A US court has asked Antrix Corporation, the commercial arm of ISRO, to pay compensation of $1.2 billion to a Bengaluru-based startup, Devas Multimedia, for cancelling a satellite deal in 2005.
As per the agreement in January 2005, Antrix agreed to build, launch and operate two satellites and to make available 70 MHz of S-band spectrum to Devas, which the latter planned to use to offer hybrid satellite and terrestrial communication services throughout India. The agreement, however, was terminated by Antrix in February 2011. Over the next several years, Devas approached various legal avenues in India. This included the Supreme Court, which directed for a tribunal.
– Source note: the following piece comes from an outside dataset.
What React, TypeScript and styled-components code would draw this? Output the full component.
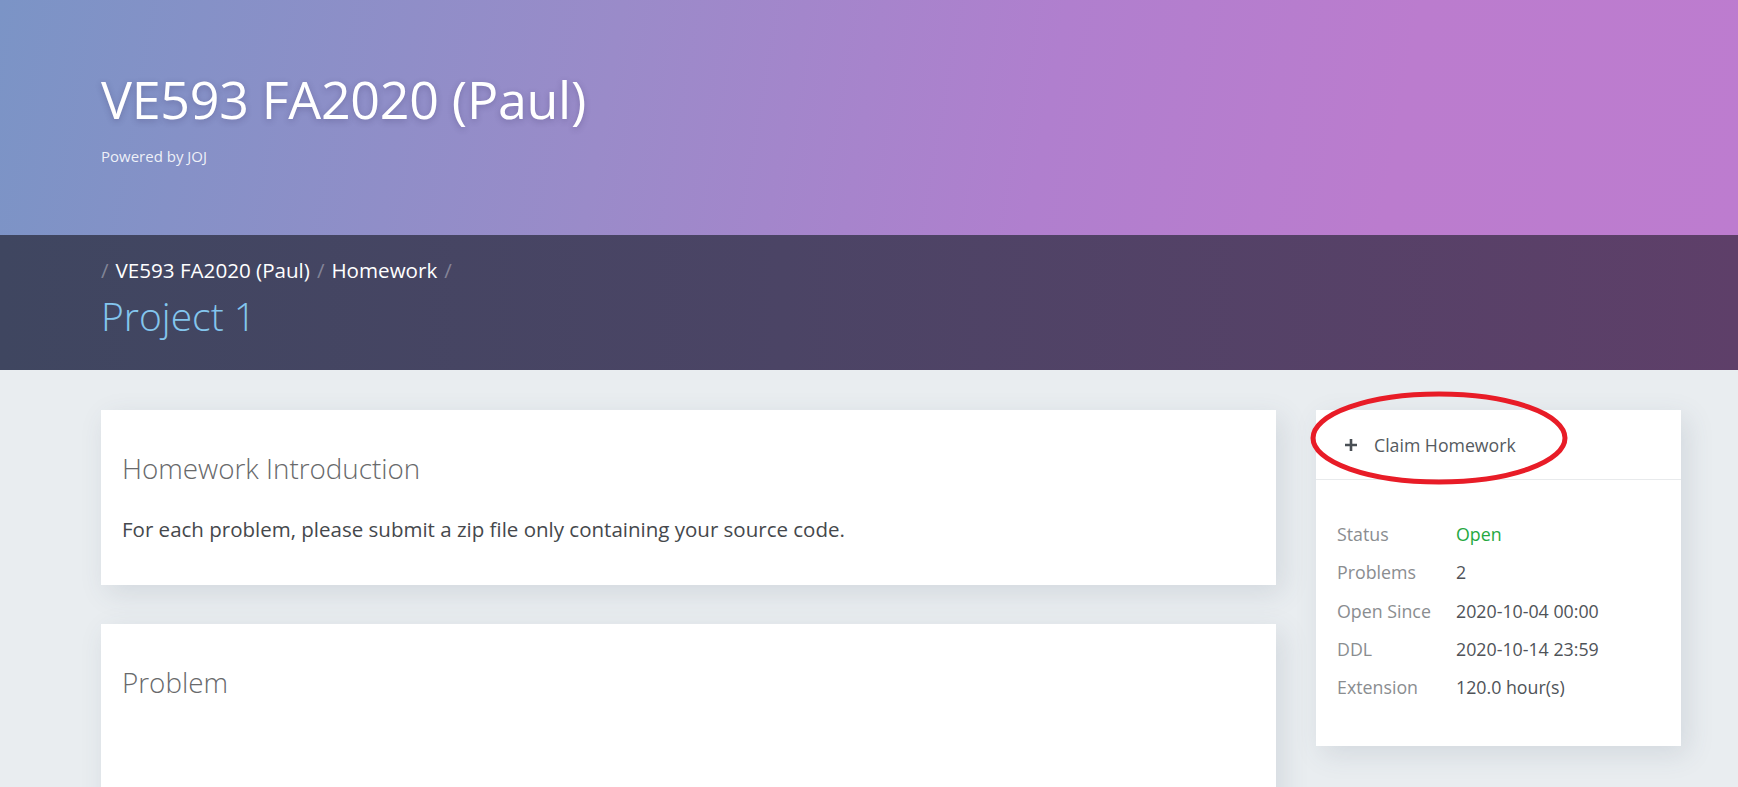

In his order dated 27 October, Judge Thomas S. Zilly, US District Judge, Western District of Washington, Seattle, ruled that Antrix Corporation pay a compensation of $562.5 million to Devas Multimedia Corporation and the related interest rate amounting to a total of $1.2 billion.
In its lawsuit filed in the US District Court, Devas Multimedia said three separate international tribunals and nine different arbitrators have found the termination of the Devas-Antrix agreement to have been wrongful, with one of the tribunals describing it as conduct “‘which shocks, or at least surprises, a sense of juridical propriety”, and another finding it to be “a clear breach of simple good faith” by India.
Antrix and Spaceflight Industries, that are headquartered in Seattle, have an agreement to provide satellite launch services using India’s PSLV rocket. Antrix and RBC Signals LLC, which is headquartered in Redmond, Washington have a worldwide agreement to provide space communications services to satellite operators.